執事を伴って商店街を、“しゃなりしゃなり”と歩く貴婦人の持ち込んだ依頼は「私を広告して頂きたい」と風変わりな案件でした。街の活性化にも繋がると、杉山以下、メンバーの意気は上がりますが…。
1枚の写真に一目惚れした杉山。そして、本人が降臨!
時刻は夜の9時30分。街中は賑わう事もなく、まっくらでシーンと静まり返っていました。住まいとして借りている船具屋の風呂に浸かりながらユニバーサル広告社のディレクター・杉山利史(沢村一樹)は「これでいいのかなぁ」と、ノンビリし過ぎた日常に不満気な様子です。
「まっ、いいか」と、風呂からあがり何気なく船具屋の棚を眺めていると、パネルになった昔の写真を見つけました。
その中の1枚に、古き良き映画女優を思わせるような気品ある女性の写真を見つけます。どうやら杉山は、その写真の女性に一目惚れしてしまったようです。
翌日になっても杉山は、その写真の女性の事をデザイナーの村崎六郎(要 潤)と事務の猪熊エリカ(片瀬那奈)にニヤけた顔でベラベラと話しています。

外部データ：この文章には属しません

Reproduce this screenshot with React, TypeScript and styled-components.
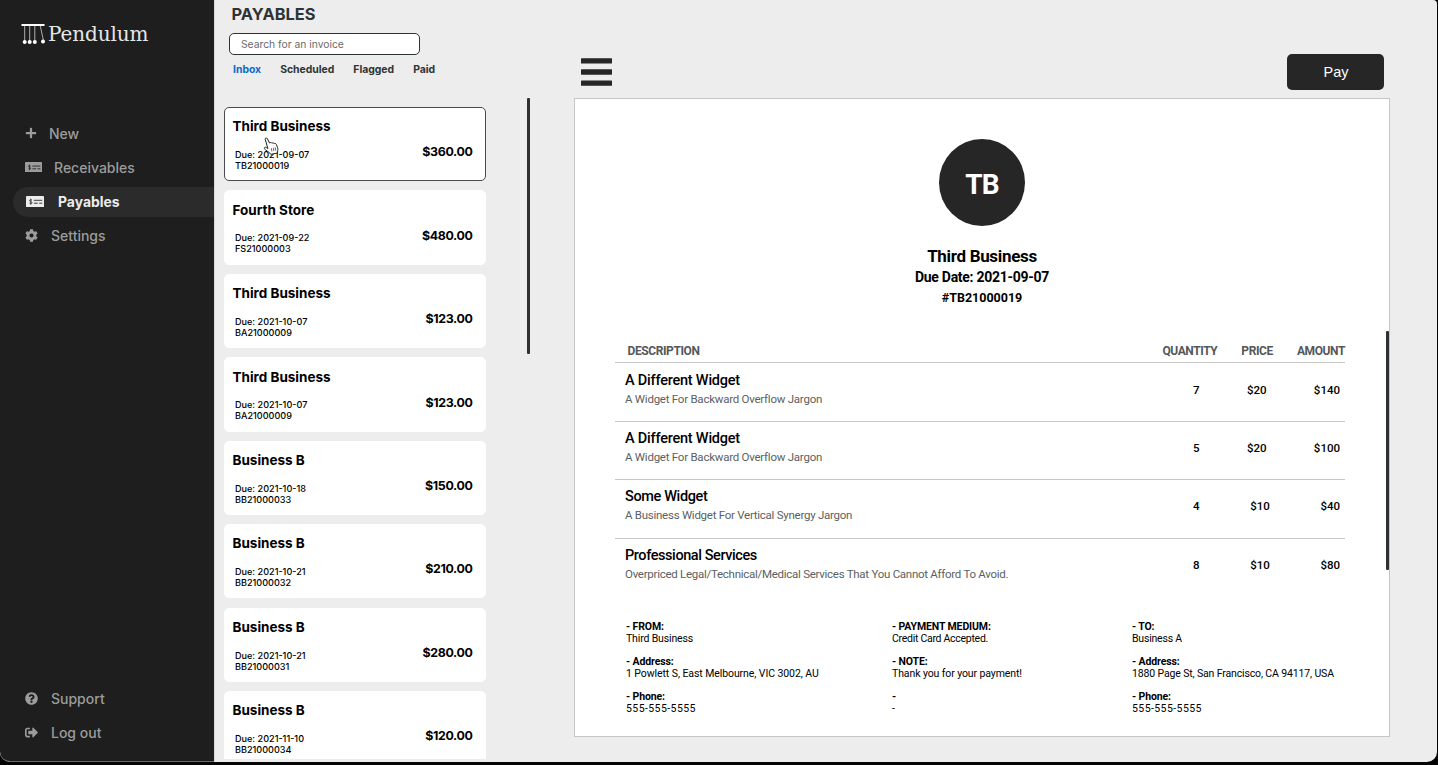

その話しをしている最中に、喫茶店「ジュルビアン」の娘・藤沢さくら(和久井映見)が事務所に客を案内して来ました。そのお方がナント、杉山が写真で見て一目惚れした永山サキ(大空眞弓)その人だったのです。シャッター商店街と化した通りを、執事・只野(佐野 稔)を伴って歩いていた所を、さくらが見つけて連れて来たそうです。
自分自身を広告するためにやって来た「坂の上の姫」
当然ながらサキは、広告の依頼にやって来たのでした。何でも、自分の屋敷の外へ出たのは20年ぶりだそうです。彼女は「坂の上の姫・サキ様」と呼ばれ、古くから街に住んでいる人なら知らない人はいないという程の“名士”だったのです。
その彼女の依頼は「私を広告して頂きたい」というモノでした。もう少し詳しく話しを聞いてみると、「自分が元気で美しく、輝いている事を伝えたい」人が世界にただ一人いて、その人のために広告を打って知らせたいんだそうです。「やり方はお任せします」と言葉を残して、サキ様は帰って行きました。
さっそくジュルビアンのマスター・宏(でんでん)にリサーチをしてみると、サキ様の人となりが見えて来ました。マスターによれば、永山家はこの辺りの代々の領主でした。かといって庶民から搾取する事なく、村の繁栄にも熱心だったのだそうです。
そこに一人娘として育った娘・サキ様は宏いわく「世界一の美女」。ボンド・ガールを「相手役が毛深いから嫌(S.コネリーかw)」と断ったり、加山雄三の映画を「陽に焼ける」と断ったりと、逸話に事欠かないのだそうです。名家の跡取りや富豪からの求婚を全て断り、いまだ独身というのもミステリアスです。もしかして、広告したい相手というのは…。
街の人々の見守る中、撮影は快調に
「この広告が当たれば、小説化やドラマ化もされて街の宣伝にもなる!」との猪熊の意見に、喫茶店にいた一同も大いに沸き立ったのでした。難航したコピーも杉山が
「わたしは、わたしを生きていく」と、作り上げてクライアントのサキ様のOKももらいました。
メイン・ビジュアルはもちろん、サキ様で港、神社、ジュルビアン内と撮影は全て順調でした。移動中や撮影最中は、まるで大名行列のように街の皆が笑顔でサキ様の後を歩いてついて行く姿が印象的でしたね。
そして、漁港をバックに和服で立つショットを使った見本が仕上がります。デキが悪いわけはありません。サキ様も充分に満足してくれた様子でた。しかし、その口から出た言葉は「ありがとう。でも、ごめんなさい。もう必要なくなってしまったの…」でした。
サキ様が伝えたかった相手が昨日、亡くなってしまったと言うのです。「短い間だったけど、私が一番愛した人」で、二人の関係が知れると“歴史が変わってしまう”程の人とも言っていました。
サキ様は「そっとしておいてください…ごきげんよう」と、執事を従えて帰って行ってしまいました。
杉山をはじめ、スタッフには「達成感」という大きな置き土産を残してくれたようです。